— BEGIN —

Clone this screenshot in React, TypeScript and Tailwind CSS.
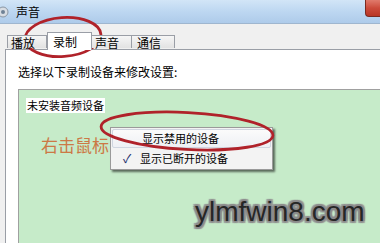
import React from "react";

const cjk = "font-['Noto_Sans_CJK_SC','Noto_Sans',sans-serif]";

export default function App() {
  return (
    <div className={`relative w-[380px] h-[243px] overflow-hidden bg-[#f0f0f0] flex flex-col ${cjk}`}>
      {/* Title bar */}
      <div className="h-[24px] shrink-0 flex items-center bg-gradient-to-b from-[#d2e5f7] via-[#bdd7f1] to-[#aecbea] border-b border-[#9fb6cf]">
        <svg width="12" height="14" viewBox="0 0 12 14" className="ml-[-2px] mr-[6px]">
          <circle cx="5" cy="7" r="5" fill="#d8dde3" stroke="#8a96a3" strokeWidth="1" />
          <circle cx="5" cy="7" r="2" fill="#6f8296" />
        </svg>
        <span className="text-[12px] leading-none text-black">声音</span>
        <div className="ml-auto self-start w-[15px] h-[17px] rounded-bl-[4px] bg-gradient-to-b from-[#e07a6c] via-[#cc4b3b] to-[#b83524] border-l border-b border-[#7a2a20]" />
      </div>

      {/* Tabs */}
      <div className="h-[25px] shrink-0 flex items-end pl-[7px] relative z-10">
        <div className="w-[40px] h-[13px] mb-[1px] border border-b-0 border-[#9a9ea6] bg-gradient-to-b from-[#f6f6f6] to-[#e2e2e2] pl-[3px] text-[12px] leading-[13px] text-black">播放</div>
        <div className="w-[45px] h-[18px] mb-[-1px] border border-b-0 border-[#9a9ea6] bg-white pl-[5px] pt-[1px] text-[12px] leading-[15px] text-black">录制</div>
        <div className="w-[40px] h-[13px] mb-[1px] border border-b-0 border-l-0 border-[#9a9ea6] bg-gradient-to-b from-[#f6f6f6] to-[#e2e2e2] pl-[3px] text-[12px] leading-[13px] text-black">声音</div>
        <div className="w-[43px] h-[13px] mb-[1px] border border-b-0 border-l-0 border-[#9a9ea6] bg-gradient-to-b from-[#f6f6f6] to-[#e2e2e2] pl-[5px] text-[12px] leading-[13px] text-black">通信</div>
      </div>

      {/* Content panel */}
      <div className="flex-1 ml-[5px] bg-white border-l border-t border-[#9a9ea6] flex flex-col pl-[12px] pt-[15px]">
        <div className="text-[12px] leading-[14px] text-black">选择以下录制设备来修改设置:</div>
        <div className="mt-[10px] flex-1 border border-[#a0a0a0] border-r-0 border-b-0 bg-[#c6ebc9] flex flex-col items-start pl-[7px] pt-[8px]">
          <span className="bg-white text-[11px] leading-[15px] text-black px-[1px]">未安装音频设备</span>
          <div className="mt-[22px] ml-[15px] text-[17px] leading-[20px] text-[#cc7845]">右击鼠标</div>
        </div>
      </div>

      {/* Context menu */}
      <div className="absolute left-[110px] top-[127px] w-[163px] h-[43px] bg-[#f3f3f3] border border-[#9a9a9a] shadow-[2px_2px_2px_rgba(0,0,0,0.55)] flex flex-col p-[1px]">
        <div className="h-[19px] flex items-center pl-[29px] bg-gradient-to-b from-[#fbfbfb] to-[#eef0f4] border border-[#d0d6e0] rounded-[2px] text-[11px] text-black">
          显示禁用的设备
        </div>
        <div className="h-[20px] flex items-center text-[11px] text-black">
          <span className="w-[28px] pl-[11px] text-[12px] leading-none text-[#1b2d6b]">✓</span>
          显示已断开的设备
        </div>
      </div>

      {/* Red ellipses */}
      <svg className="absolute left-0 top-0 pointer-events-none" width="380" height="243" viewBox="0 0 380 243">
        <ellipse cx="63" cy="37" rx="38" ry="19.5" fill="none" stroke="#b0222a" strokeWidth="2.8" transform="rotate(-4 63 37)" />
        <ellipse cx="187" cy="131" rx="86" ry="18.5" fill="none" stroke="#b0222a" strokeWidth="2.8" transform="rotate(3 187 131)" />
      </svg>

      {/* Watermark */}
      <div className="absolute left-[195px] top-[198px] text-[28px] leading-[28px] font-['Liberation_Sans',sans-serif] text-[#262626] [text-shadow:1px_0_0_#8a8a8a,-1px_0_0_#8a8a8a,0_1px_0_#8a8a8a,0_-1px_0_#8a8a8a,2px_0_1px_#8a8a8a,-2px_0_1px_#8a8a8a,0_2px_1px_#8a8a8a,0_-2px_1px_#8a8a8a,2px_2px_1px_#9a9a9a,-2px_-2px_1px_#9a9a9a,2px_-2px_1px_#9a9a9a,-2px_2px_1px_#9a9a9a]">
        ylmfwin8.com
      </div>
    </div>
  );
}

— END —

- _Directions for this task_
Return each line from the material above exactly, but not the pictures.

- _Exercise result_
Clone this screenshot in React, TypeScript and Tailwind CSS.
import React from "react";

const cjk = "font-['Noto_Sans_CJK_SC','Noto_Sans',sans-serif]";

export default function App() {
  return (
    <div className={`relative w-[380px] h-[243px] overflow-hidden bg-[#f0f0f0] flex flex-col ${cjk}`}>
      {/* Title bar */}
      <div className="h-[24px] shrink-0 flex items-center bg-gradient-to-b from-[#d2e5f7] via-[#bdd7f1] to-[#aecbea] border-b border-[#9fb6cf]">
        <svg width="12" height="14" viewBox="0 0 12 14" className="ml-[-2px] mr-[6px]">
          <circle cx="5" cy="7" r="5" fill="#d8dde3" stroke="#8a96a3" strokeWidth="1" />
          <circle cx="5" cy="7" r="2" fill="#6f8296" />
        </svg>
        <span className="text-[12px] leading-none text-black">声音</span>
        <div className="ml-auto self-start w-[15px] h-[17px] rounded-bl-[4px] bg-gradient-to-b from-[#e07a6c] via-[#cc4b3b] to-[#b83524] border-l border-b border-[#7a2a20]" />
      </div>

      {/* Tabs */}
      <div className="h-[25px] shrink-0 flex items-end pl-[7px] relative z-10">
        <div className="w-[40px] h-[13px] mb-[1px] border border-b-0 border-[#9a9ea6] bg-gradient-to-b from-[#f6f6f6] to-[#e2e2e2] pl-[3px] text-[12px] leading-[13px] text-black">播放</div>
        <div className="w-[45px] h-[18px] mb-[-1px] border border-b-0 border-[#9a9ea6] bg-white pl-[5px] pt-[1px] text-[12px] leading-[15px] text-black">录制</div>
        <div className="w-[40px] h-[13px] mb-[1px] border border-b-0 border-l-0 border-[#9a9ea6] bg-gradient-to-b from-[#f6f6f6] to-[#e2e2e2] pl-[3px] text-[12px] leading-[13px] text-black">声音</div>
        <div className="w-[43px] h-[13px] mb-[1px] border border-b-0 border-l-0 border-[#9a9ea6] bg-gradient-to-b from-[#f6f6f6] to-[#e2e2e2] pl-[5px] text-[12px] leading-[13px] text-black">通信</div>
      </div>

      {/* Content panel */}
      <div className="flex-1 ml-[5px] bg-white border-l border-t border-[#9a9ea6] flex flex-col pl-[12px] pt-[15px]">
        <div className="text-[12px] leading-[14px] text-black">选择以下录制设备来修改设置:</div>
        <div className="mt-[10px] flex-1 border border-[#a0a0a0] border-r-0 border-b-0 bg-[#c6ebc9] flex flex-col items-start pl-[7px] pt-[8px]">
          <span className="bg-white text-[11px] leading-[15px] text-black px-[1px]">未安装音频设备</span>
          <div className="mt-[22px] ml-[15px] text-[17px] leading-[20px] text-[#cc7845]">右击鼠标</div>
        </div>
      </div>

      {/* Context menu */}
      <div className="absolute left-[110px] top-[127px] w-[163px] h-[43px] bg-[#f3f3f3] border border-[#9a9a9a] shadow-[2px_2px_2px_rgba(0,0,0,0.55)] flex flex-col p-[1px]">
        <div className="h-[19px] flex items-center pl-[29px] bg-gradient-to-b from-[#fbfbfb] to-[#eef0f4] border border-[#d0d6e0] rounded-[2px] text-[11px] text-black">
          显示禁用的设备
        </div>
        <div className="h-[20px] flex items-center text-[11px] text-black">
          <span className="w-[28px] pl-[11px] text-[12px] leading-none text-[#1b2d6b]">✓</span>
          显示已断开的设备
        </div>
      </div>

      {/* Red ellipses */}
      <svg className="absolute left-0 top-0 pointer-events-none" width="380" height="243" viewBox="0 0 380 243">
        <ellipse cx="63" cy="37" rx="38" ry="19.5" fill="none" stroke="#b0222a" strokeWidth="2.8" transform="rotate(-4 63 37)" />
        <ellipse cx="187" cy="131" rx="86" ry="18.5" fill="none" stroke="#b0222a" strokeWidth="2.8" transform="rotate(3 187 131)" />
      </svg>

      {/* Watermark */}
      <div className="absolute left-[195px] top-[198px] text-[28px] leading-[28px] font-['Liberation_Sans',sans-serif] text-[#262626] [text-shadow:1px_0_0_#8a8a8a,-1px_0_0_#8a8a8a,0_1px_0_#8a8a8a,0_-1px_0_#8a8a8a,2px_0_1px_#8a8a8a,-2px_0_1px_#8a8a8a,0_2px_1px_#8a8a8a,0_-2px_1px_#8a8a8a,2px_2px_1px_#9a9a9a,-2px_-2px_1px_#9a9a9a,2px_-2px_1px_#9a9a9a,-2px_2px_1px_#9a9a9a]">
        ylmfwin8.com
      </div>
    </div>
  );
}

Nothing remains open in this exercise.